ピアノ(ピアノフォルテ)という名前は、同じ鍵盤楽器であるチェンバロが弦をはじいて音を出す構造のため音量の調節が効かないのに対し、弦をハンマーが叩く事によってピアノからフォルテまで幅広いダイナミクスを表現することができる楽器、という意味から付けられています。そして音量だけでなく、あらゆる楽器の音域を出すことが出来る楽器として、オーケストラの代わりに伴奏などで使われたりしていました。
例えばムソルグスキーの『展覧会の絵』のように、もともとピアノ曲として書かれた作品が管弦楽に編曲されたものもあれば、リストの数々の作品のように別の楽器のために書かれた作品をピアノ曲に編曲したもの、またピアノ曲ですが別の楽器の音色を想定してメロディーが作られているもの等、ピアノという楽器の可能性と魅力は多くの作曲家を魅了してきました。
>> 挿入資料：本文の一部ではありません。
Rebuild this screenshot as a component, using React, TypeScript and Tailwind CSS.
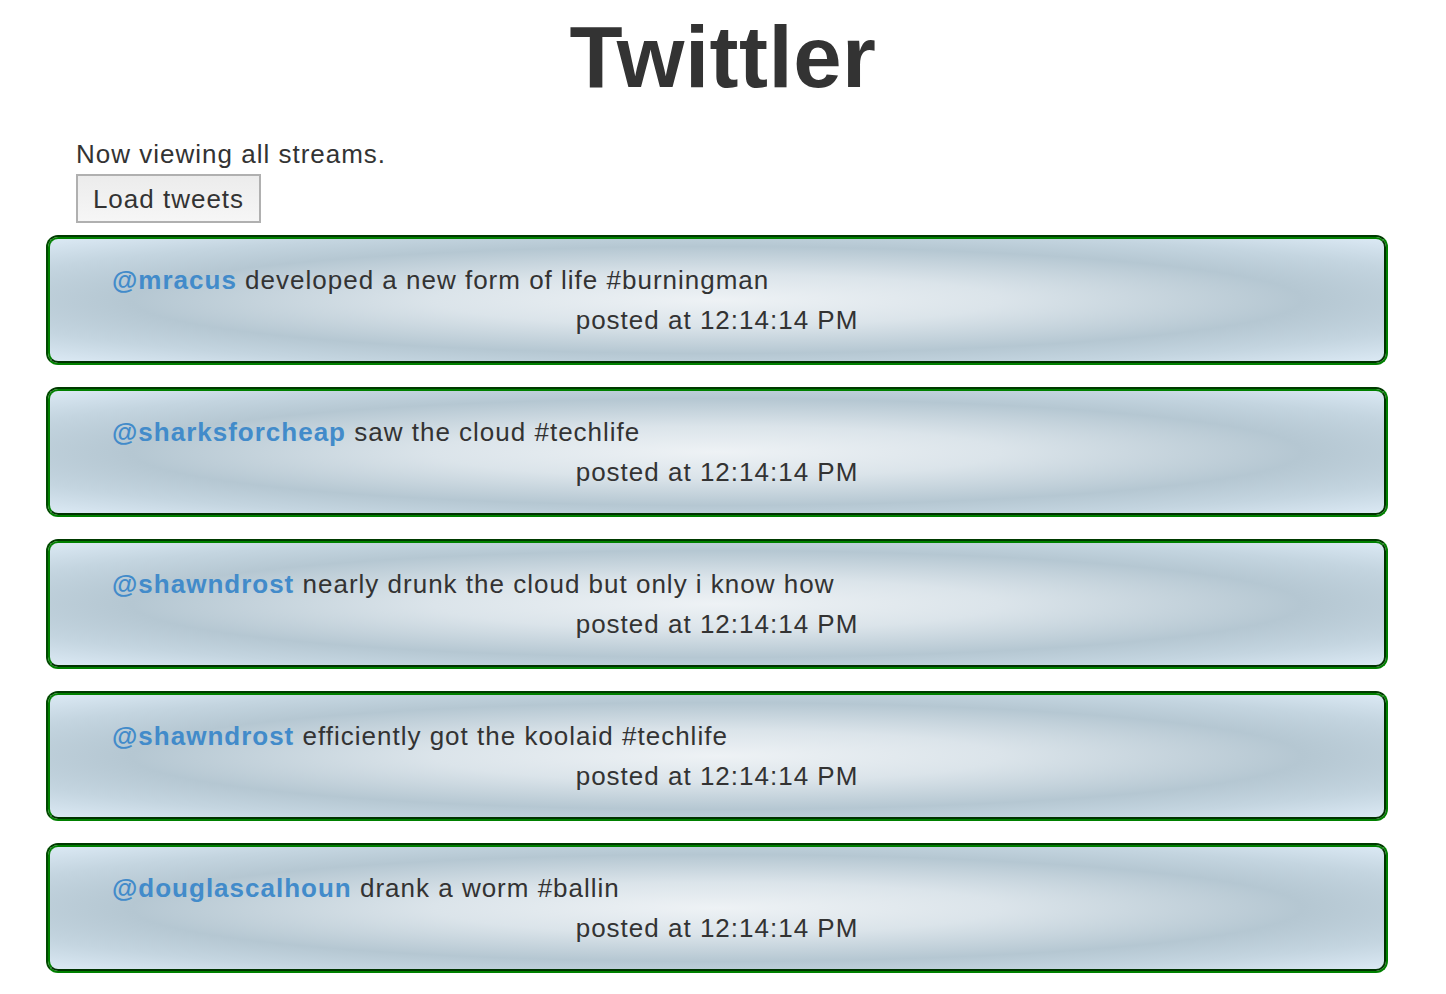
import React from "react";

const tweets = [
  { user: "mracus", text: "developed a new form of life #burningman" },
  { user: "sharksforcheap", text: "saw the cloud #techlife" },
  { user: "shawndrost", text: "nearly drunk the cloud but only i know how" },
  { user: "shawndrost", text: "efficiently got the koolaid #techlife" },
  { user: "douglascalhoun", text: "drank a worm #ballin" },
];

function Tweet({ user, text }: { user: string; text: string }) {
  return (
    <div className="mb-[22px] rounded-[12px] border-2 border-t-[#003a00] border-l-[#004a00] border-b-[#008000] border-r-[#008000]">
      <div className="rounded-[10px] border-2 border-t-[#008000] border-l-[#008000] border-b-[#003300] border-r-[#003300] bg-[radial-gradient(ellipse_farthest-corner_at_center,#eef2f5_0%,#dbe4ea_30%,#b5c7d2_62%,#c4d5e0_80%,#dbe9f4_100%)] pl-[62px] pr-[20px] py-[21px] leading-[40px]">
        <div>
          <span className="font-bold text-[#428bca]">@{user}</span> {text}
        </div>
        <div className="pr-[42px] text-center">posted at 12:14:14 PM</div>
      </div>
    </div>
  );
}

export default function App() {
  return (
    <div className="min-h-screen bg-white font-['Liberation_Sans',Arial,sans-serif] text-[26px] tracking-[1px] text-[#333]">
      <h1 className="pt-[4px] text-center text-[87px] font-bold leading-[106px] tracking-[0.5px]">
        Twittler
      </h1>
      <div className="mt-[24px] pl-[76px] leading-[40px]">Now viewing all streams.</div>
      <div className="pl-[76px]">
        <button className="h-[49px] w-[185px] border-2 border-[#b0b0b0] bg-gradient-to-b from-[#ececec] to-[#f6f6f6] text-[26px] leading-none tracking-[1px] text-[#333]">
          Load tweets
        </button>
      </div>
      <div className="ml-[46px] mt-[12px] w-[1342px]">
        {tweets.map((t, i) => (
          <Tweet key={i} user={t.user} text={t.text} />
        ))}
      </div>
    </div>
  );
}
ピアノを演奏する際、メロディーから感じ取れるその曲の情景をよく思い描いてみて下さい。弦楽器の緩やかな流れや管楽器の伸びやかな響き、歌声や会話など、様々な音色を思わせるメロディーが出てくると思います。そのイメージを大切に、88鍵を使って多彩な表情で生き生きと演奏して下さい。